Not consulting a financial advisor–
Whenever it pertains to financial worries, it is always wise to speak with subject matter specialists. Business owners or entrepreneurs may be unable to comprehend the nuances of loan transfers which might lead to financial loss or credit score reduction. Hence, business loan transfer without proper advice might be a risky move. Assistance from financial experts could help to decide the benefits and drawbacks involved with the transaction.
Make an Informed Choice
Therefore, business loan balance transfer is a calculated choice for businesses who wish to minimize their financial woes, save monies for businesses uses and achieve their long-term financial goals. Business loan balance transfer can positively impact cash flows and enable financial discipline for the borrower businesses. However, to make the most out of business loan transfers, businesses need to make the right choices for lenders with favorable terms.
FAQs
Can a business transfer its business loans to any lender in the market?
Yes, but it is advisable for the borrower to review the potential benefits and drawbacks, and make a knowledgeable choice.
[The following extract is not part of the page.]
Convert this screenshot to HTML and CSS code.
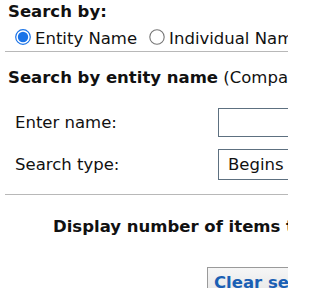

It can be harmful to make a snap choice to transfer a debt without carefully weighing all the options.
Is the business loan balance transfer chargeable?
Yes, It should be kept in mind that the business loan balance transfer process is not free of cost.
What are the fees levied in relation to business loan balance transferred to another lender?
Processing fees, prepayment penalties, and loan closing fees with the existing lender and several costs are charged during the process.
What impact does transferring a business loan have on a business credit score?
Transferring business debt may affect credit scores in both negative and positive ways. Though it will undoubtedly add to the recent hard inquiries, timely payments will help overcome this negative impact.